An Irishman walks into a bar in London one lunchtime and orders three pints of Guinness.

He takes them off to a table and starts drinking them, a sip at a time from each in sequence.

It’s unusual but the barman’s busy and doesn’t ask.

But the Irishman returns at lunch the next day and does the same thing.

And this goes on for a week before the barman eventually asks, “So, what’s with the three pints?”

The Irishman replies, “Simple. I have a brother back home in Dublin and another in New York, and we all promised we’d drink like this, as a way of staying close and keeping each other in mind, y’know.”

Which satisfies the barman.

Anyway, the days become weeks and months, the Irishman becomes a regular, and everyone knows and loves him.

The ritual becomes a part of the pub’s folklore.

One lunchtime, the Irishman comes in and orders two pints of Guinness.

Silence descends on the pub as the Irishman takes his pints to his table.

The barman, awkward as all hell but feeling like he has to say something, comes over to the Irishman and says, “Er, listen, Paddy, I just wanted to say I – well, we – we’re all so sorry for your loss, and, er, if there’s anything we can, er, we can do to, y’know, help or anything…”

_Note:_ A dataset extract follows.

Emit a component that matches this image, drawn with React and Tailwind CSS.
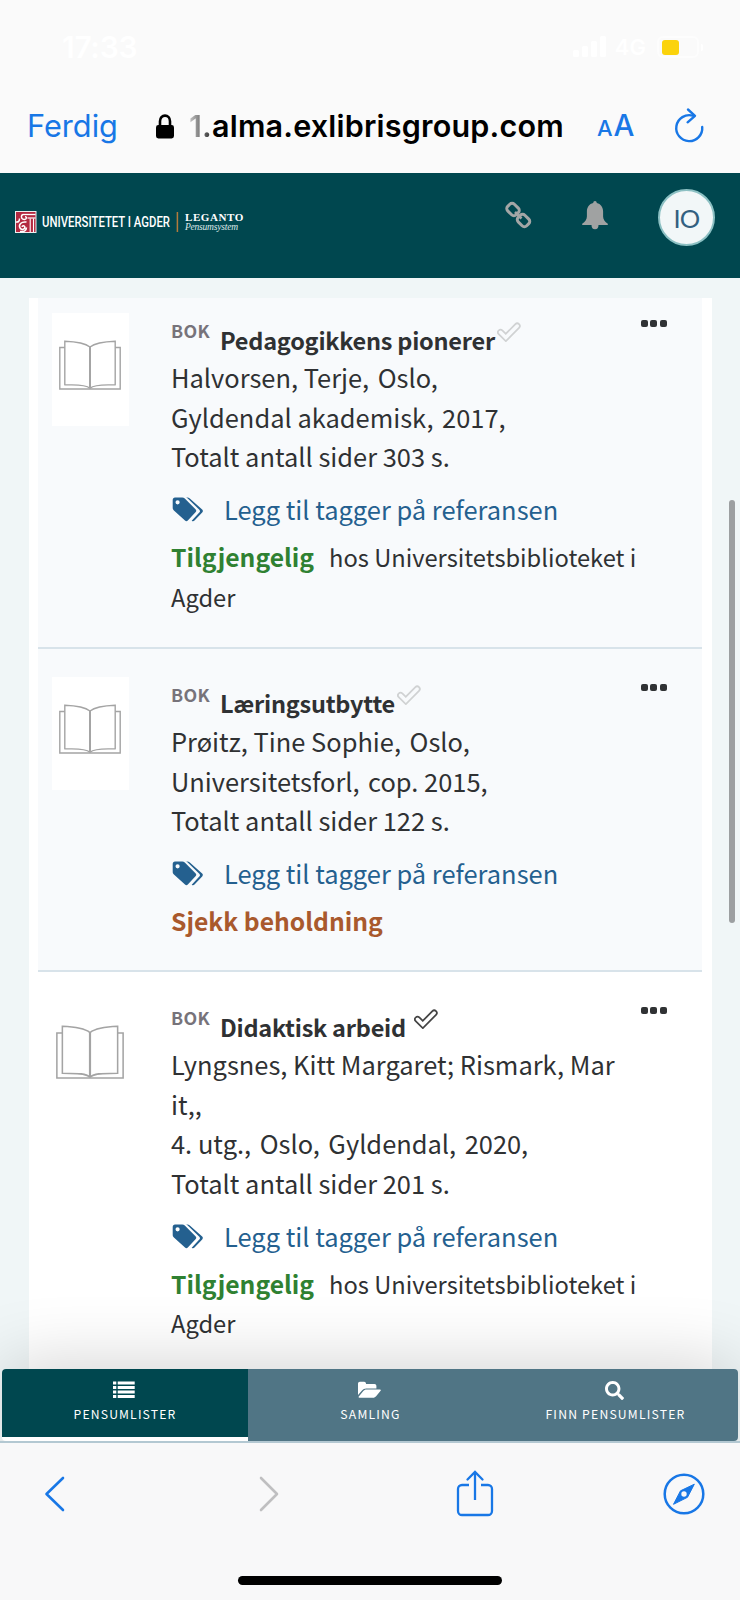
import React from "react";
import { FaSearch } from "react-icons/fa";

const SOURCE = "font-['Noto_Sans_CJK_JP',sans-serif]";

const citations = [
    {
        id: 1,
        title: "Pedagogikkens pionerer",
        lines: [["Halvorsen, Terje,", "Oslo,"], ["Gyldendal akademisk,", "2017,"], ["Totalt antall sider 303 s."]],
        available: true,
        read: false,
        shaded: true,
    },
    {
        id: 2,
        title: "Læringsutbytte",
        lines: [["Prøitz, Tine Sophie,", "Oslo,"], ["Universitetsforl,", "cop. 2015,"], ["Totalt antall sider 122 s."]],
        available: false,
        read: false,
        shaded: true,
    },
    {
        id: 3,
        title: "Didaktisk arbeid",
        lines: [
            ["Lyngsnes, Kitt Margaret; Rismark, Mar"],
            ["it,,"],
            ["4. utg.,", "Oslo,", "Gyldendal,", "2020,"],
            ["Totalt antall sider 201 s."],
        ],
        available: true,
        read: true,
        shaded: false,
    },
];

const StatusBar = () => (
    <div className="flex h-[96px] items-start justify-between pt-[31px] pl-[62px] pr-[37px] text-white">
        <span className="text-[30px] leading-[32px] font-semibold tracking-[-0.3px]">17:33</span>
        <div className="flex items-center pt-[5px]">
            <svg width="34" height="22" viewBox="0 0 34 22" fill="currentColor">
                <rect x="0" y="14" width="6" height="7" rx="1.5" />
                <rect x="9" y="10" width="6" height="11" rx="1.5" />
                <rect x="18" y="5" width="6" height="16" rx="1.5" />
                <rect x="27" y="0" width="6" height="21" rx="1.5" />
            </svg>
            <span className="ml-[8px] text-[22px] leading-[22px] font-semibold">4G</span>
            <div className="ml-[11px] flex h-[22px] w-[42px] items-center rounded-[6px] border-2 border-white/50 pl-[3px]">
                <div className="h-[15px] w-[17px] rounded-[3px] bg-[#fbd30c]" />
            </div>
            <div className="ml-[2px] h-[7px] w-[2px] rounded-r bg-white" />
        </div>
    </div>
);

const AddressBar = () => (
    <div className="flex h-[77px] items-center pl-[27px] pb-[17px] text-[#1877e6]">
        <span className="w-[129px] text-[30.700px] leading-[40px]">Ferdig</span>
        <svg width="18" height="25" viewBox="0 0 18 25" className="shrink-0">
            <path d="M4 12V7.2a5 5.6 0 0 1 10 0V12" fill="none" stroke="#000" strokeWidth="2.6" />
            <rect x="0" y="11" width="18" height="13.5" rx="2.4" fill="#000" />
        </svg>
        <span className="ml-[15px] w-[378px] text-[30.500px] leading-[40px] font-semibold tracking-[0.200px] whitespace-nowrap text-black">
            <span className="bg-linear-to-r from-[#c8c8c8] to-[#333] bg-clip-text text-transparent">1.</span>alma.exlibrisgroup.com
        </span>
        <span className="ml-[30px] flex w-[77px] items-baseline gap-[1px] leading-[40px]">
            <span className="text-[22px] font-medium">A</span>
            <span className="text-[29.500px] font-medium">A</span>
        </span>
        <svg width="30" height="36" viewBox="0 0 30 36" className="-mt-[2px]" fill="none" stroke="currentColor" strokeWidth="2.4" strokeLinecap="round" strokeLinejoin="round">
            <path d="M19 8.700A13 13 0 1 0 28.200 20" />
            <path d="M14 2.500l7 6.300-7.400 6.500" />
        </svg>
    </div>
);

const Logo = () => (
    <svg width="232" height="26" viewBox="0 0 232 26">
        <rect x="0.5" y="2.5" width="20.5" height="21" fill="#b32940" stroke="#eee" strokeWidth="1" />
        <path d="M8 5.500h12.500" stroke="#fff" strokeWidth="1.300" />
        <path d="M12.500 9h8" stroke="#fff" strokeWidth="1.200" />
        <path d="M15.200 9.500V23M18.500 9.500V23" stroke="#fff" strokeWidth="1.100" />
        <path d="M8 5.500c-2.500 1-2 5 1.500 5 2.500-0.300 2.500-3 0.500-2.800" fill="none" stroke="#fff" strokeWidth="1.400" />
        <path d="M1 13c2.500 0.500 3.500-1 3.500-3.500" fill="none" stroke="#fff" strokeWidth="1.500" />
        <path d="M11.500 13c-5.500-0.800-8.200 3-6.500 6 1.500 2.500 5.300 1.300 4.800-1.200-0.500-1.500-2.600-1.200-2.700 0.200M5 22.500c4 0.500 6.500-1 6.500-4" fill="none" stroke="#fff" strokeWidth="1.500" />
        <text x="27" y="18" textLength="128" lengthAdjust="spacingAndGlyphs" className="fill-white font-[Roboto,sans-serif] text-[14px] font-medium">UNIVERSITETET I AGDER</text>
        <path d="M162.400 3v20" stroke="#b27b3c" strokeWidth="1.500" />
        <text x="170" y="11.700" textLength="59" lengthAdjust="spacingAndGlyphs" className="fill-white font-['Liberation_Serif',serif] text-[10px] font-bold tracking-[0.500px]">LEGANTO</text>
        <text x="170" y="20.700" textLength="53" lengthAdjust="spacing" className="fill-[#dfe9ea] font-['Liberation_Serif',serif] text-[9.500px] italic">Pensumsystem</text>
    </svg>
);

const Header = () => (
    <header className="flex h-[105px] bg-[#00474f] pl-[15px]">
        <div className="w-[489px] pt-[36px]">
            <Logo />
        </div>
        <svg width="28" height="28" viewBox="0 0 28 28" className="mt-[28px]" fill="none" stroke="#a3a6a6" strokeWidth="3">
            <rect x="-6" y="-4.700" width="12" height="9.400" rx="3.200" transform="translate(9 8.500) rotate(45)" />
            <rect x="-6" y="-4.700" width="12" height="9.400" rx="3.200" transform="translate(19.500 19.500) rotate(45)" />
            <path d="M11 11l6.500 6.500" strokeWidth="2.600" />
        </svg>
        <svg width="26" height="30" viewBox="0 0 26 30" className="mt-[27px] ml-[50px]" fill="#a0a2a2">
            <path d="M13 1c1.100 0 1.700 0.700 1.800 2 3.900 0.900 6.300 4.200 6.300 8.400v5.200c0 3 1.800 5.200 4.700 7.200V25H0.200v-1.200c2.900-2 4.700-4.200 4.700-7.200v-5.200c0-4.200 2.400-7.500 6.300-8.400C11.300 1.700 11.900 1 13 1z" />
            <path d="M9.500 25h7a3.500 4.200 0 0 1-7 0z" />
        </svg>
        <div className="mt-[16px] ml-[50px] flex h-[57px] w-[57px] items-center justify-center rounded-full border-2 border-[#8cc0c3] bg-[#f2f7f8]">
            <span className="font-[Lato,sans-serif] text-[25.500px] leading-[30px] tracking-[-0.800px] text-[#336080]">IO</span>
        </div>
    </header>
);

const BookIcon = ({ large }) => (
    <svg
        width={large ? 68 : 62}
        height={large ? 54 : 50}
        viewBox="0 0 62 50"
        preserveAspectRatio="none"
        fill="none"
        stroke="#a4a4a4"
        strokeWidth="1.400"
    >
        <path d="M5.800 7.500H0.800V49h60.400V7.500h-5" />
        <path d="M31 7C26 3 14 1.500 5.800 1.200v43.500c9 0.500 20-1 25.200 3.500 5.200-4.500 16.200-3 25.200-3.500V1.200C48 1.500 36 3 31 7z" />
        <path d="M31 7v41" strokeWidth="2" />
    </svg>
);

const TagsIcon = () => (
    <svg width="32" height="26" viewBox="0 0 32 26" fill="currentColor">
        <path
            fillRule="evenodd"
            d="M3 0.500h7.200c1 0 1.900 0.400 2.600 1.100l10.700 10.700c1 1 1 2 0 3l-7.700 8.300c-0.900 0.900-1.900 0.900-2.800 0L1.900 13.500C1 12.600 0.700 11.800 0.700 10.800V3C0.700 1.400 1.600 0.500 3 0.500zM5.600 3.200a2.100 2.100 0 1 0 0 4.200 2.100 2.100 0 0 0 0-4.200z"
        />
        <path d="M13.500 0.500h1.700c1 0 1.900 0.400 2.600 1.100l12.400 11c0.900 0.900 0.900 1.900 0 2.800l-7.700 8.200c-0.900 0.900-1.800 1-2.800 0.200l7.600-8.200c0.900-0.900 0.900-2 0-2.900L16 1.700C15.300 1 14.500 0.600 13.500 0.500z" />
    </svg>
);

const CheckIcon = ({ read, shaded }) => (
    <svg width="24" height="20" viewBox="0 0 24 20" fill="none" strokeLinecap="round">
        <path d="M3.500 10.300l5.300 5.200L20.200 4" stroke={read ? "#444" : "#d0d2d3"} strokeWidth="6.900" />
        <path d="M3.500 10.300l5.300 5.200L20.200 4" stroke={shaded ? "#f8fafc" : "#fff"} strokeWidth="3.400" />
    </svg>
);

const Citation = ({ item }) => (
    <div className={`flex h-auto border-b-2 border-[#d8e3ea] pl-[14px] ${item.shaded ? "bg-[#f8fafc]" : "bg-white"}`}>
        <div className="mt-[28px] flex h-[113px] w-[77px] shrink-0 justify-center bg-white pr-[2px]">
            <div className={item.shaded ? "pt-[27px]" : "pt-[25px]"}>
                <BookIcon large={!item.shaded} />
            </div>
        </div>
        <div className="ml-[42px] w-[470px] shrink-0 pb-[29.700px] text-[#2f3133]">
            <div className="flex h-[72px] items-start">
                <span className="mt-[30px] w-[49px] text-[17.800px] leading-[30px] font-bold tracking-[0.300px] text-[#77737a]">BOK</span>
                <span className="mt-[36.500px] text-[23.500px] leading-[36px] font-bold tracking-[-0.240px] whitespace-nowrap">{item.title}</span>
                <span className={item.read ? "mt-[36.500px] ml-[8px]" : "mt-[36.500px] ml-[2px]"}>
                    <CheckIcon read={item.read} shaded={item.shaded} />
                </span>
            </div>
            {item.lines.map((parts) => (
                <div key={parts[0]} className="flex gap-[8.500px] text-[25.450px] leading-[39.670px] whitespace-nowrap">
                    {parts.map((part) => (
                        <span key={part}>{part}</span>
                    ))}
                </div>
            ))}
            <div className="mt-[13px] flex h-[40px] items-center text-[#24608f]">
                <span className="mt-[2px] ml-[1px]">
                    <TagsIcon />
                </span>
                <span className="ml-[20px] text-[25.450px] leading-[40px] whitespace-nowrap">Legg til tagger på referansen</span>
            </div>
            <div className="mt-[7.800px] text-[23.700px] leading-[39.700px] whitespace-nowrap">
                {item.available ? (
                    <>
                        <div className="flex items-baseline gap-[15px]">
                            <span className="text-[24.700px] font-bold text-[#2f8132]">Tilgjengelig</span>
                            <span>hos Universitetsbiblioteket i</span>
                        </div>
                        <div>Agder</div>
                    </>
                ) : (
                    <div className="text-[24.700px] font-bold text-[#a9592d]">Sjekk beholdning</div>
                )}
            </div>
        </div>
        <div className="mt-[35px] flex h-[7px] gap-[2.300px]">
            <i className="h-[7px] w-[7px] rounded-[2px] bg-[#303234]" />
            <i className="h-[7px] w-[7px] rounded-[2px] bg-[#303234]" />
            <i className="h-[7px] w-[7px] rounded-[2px] bg-[#303234]" />
        </div>
    </div>
);

const ListIcon = () => (
    <svg width="22" height="18" viewBox="0 0 22 18" fill="currentColor">
        {[0.5, 5, 9.5, 14].map((y) => (
            <g key={y}>
                <rect x="0" y={y} width="3.300" height="3" />
                <rect x="4.700" y={y} width="17" height="3" />
            </g>
        ))}
    </svg>
);

const FolderIcon = () => (
    <svg width="23" height="18" viewBox="0 0 23 18" fill="currentColor">
        <path d="M0 14V2.600C0 1.500 0.800 0.700 1.900 0.700h4.200C7.200 0.700 8 1.500 8 2.600v0.500h8.500c1.100 0 1.900 0.800 1.900 1.900v2.400H8.200C6.600 7.400 5 8.200 4 9.400z" />
        <path d="M5.300 10.100c0.700-0.900 1.900-1.500 3-1.500H22c0.800 0 1.100 0.600 0.600 1.200l-4.500 5.400c-0.700 0.900-1.900 1.500-3 1.500H1.400c-0.800 0-1.100-0.600-0.600-1.200z" />
    </svg>
);

const TabBar = () => (
    <nav className="relative mx-[2px] flex h-[72px] rounded-[4px] bg-white text-white shadow-[0_0_75px_rgba(0,0,0,0.2)]">
        <div className="flex h-[68px] w-[246px] flex-col items-center rounded-tl-[4px] bg-[#00474f] pt-[12px] pr-[3px]">
            <ListIcon />
            <span className="mt-[4px] ml-[3px] text-[12.200px] leading-[22px] tracking-[1.150px]">PENSUMLISTER</span>
        </div>
        <div className="flex w-[245px] flex-col items-center bg-[#507585] pt-[12px] pr-[2px]">
            <FolderIcon />
            <span className="mt-[4px] ml-[2px] text-[12.200px] leading-[22px] tracking-[1.200px]">SAMLING</span>
        </div>
        <div className="flex w-[245px] flex-col items-center rounded-r-[4px] bg-[#507585] pt-[12px] pr-[2px]">
            <FaSearch className="h-[19px] w-[19px]" />
            <span className="mt-[3px] ml-[2px] text-[12.200px] leading-[22px] tracking-[1.200px]">FINN PENSUMLISTER</span>
        </div>
    </nav>
);

const BrowserToolbar = () => (
    <footer className="flex h-[159px] flex-col items-center border-t-2 border-[#b3c8d2] bg-[#f8f8f9] text-[#1877e6]">
        <div className="flex w-full items-center pt-[28px] pl-[44px]">
            <svg width="22" height="36" viewBox="0 0 22 36" fill="none" stroke="currentColor" strokeWidth="2.600" strokeLinecap="round" strokeLinejoin="round">
                <path d="M19 2L2.500 18 19 34" />
            </svg>
            <svg width="22" height="36" viewBox="0 0 22 36" className="ml-[192px]" fill="none" stroke="#bfbfc1" strokeWidth="2.600" strokeLinecap="round" strokeLinejoin="round">
                <path d="M3 2l16 16L3 34" />
            </svg>
            <svg width="38" height="48" viewBox="0 0 38 48" className="-mt-[2px] ml-[176px]" fill="none" stroke="currentColor" strokeWidth="2.300">
                <path d="M13 16H6a4 4 0 0 0-4 4v22a4 4 0 0 0 4 4h26a4 4 0 0 0 4-4V20a4 4 0 0 0-4-4h-7" />
                <path d="M19 31V3" />
                <path d="M11.500 10.500L19 3l7.500 7.500" strokeLinecap="round" />
            </svg>
            <svg width="42" height="42" viewBox="0 0 42 42" className="ml-[168.500px]">
                <circle cx="21" cy="21" r="19.300" fill="none" stroke="currentColor" strokeWidth="2.500" />
                <path d="M31.300 11.200L24.500 24.300 10.500 31.300 17.500 17.800z" fill="currentColor" stroke="currentColor" strokeLinejoin="round" />
                <circle cx="21" cy="21" r="2.700" fill="#f8f8f9" />
            </svg>
        </div>
        <div className="mt-auto mb-[15px] h-[9px] w-[264px] rounded-full bg-black" />
    </footer>
);

export default function App() {
    return (
        <div className="flex h-[1600px] w-[740px] flex-col overflow-hidden bg-[#fafafa] font-[Inter,sans-serif]">
            <StatusBar />
            <AddressBar />
            <Header />
            <main className={`relative flex h-[1163px] flex-col overflow-hidden bg-[#f0f6f7] ${SOURCE}`}>
                <div className="mx-[28.500px] mt-[20px] flex h-[1071px] shrink-0 flex-col overflow-hidden bg-white px-[9.500px]">
                    <div className="-mt-[13px] shrink-0">
                        {citations.map((item) => (
                            <Citation key={item.id} item={item} />
                        ))}
                    </div>
                </div>
                {/* scroll indicator */}
                <div className="absolute top-[222px] right-[5px] h-[423px] w-[6px] rounded-full bg-[#9c9fa1]" />
                <TabBar />
            </main>
            <BrowserToolbar />
        </div>
    );
}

The Irishman looks up at the barman, his face a mask of incomprehension – until suddenly, understanding hits him and he starts laughing.

“What? You thought – aw c’mon man, it’s nothing like that! I just quit drinking!”


A man drinks a shot of whiskey before bed.

A man drinks a shot of whiskey every night before bed.

After years of this, the wife wants him to quit.

She gets two shot glasses and fills one with water and the other with whiskey.

After bringing him to the table that has the glasses, she brings his bait box.

She says, “I want you to see this.”

She puts a worm in the water, and it swims around.

She puts a worm in the whiskey, and the worm dies immediately.

She then says, feeling that she has made her point clear, “What do you have to say about this experiment?”

He responds by saying, “If I drink whiskey, I won’t get worms!”

LOL!!

Hope this joke will make you smile! Have a nice day!!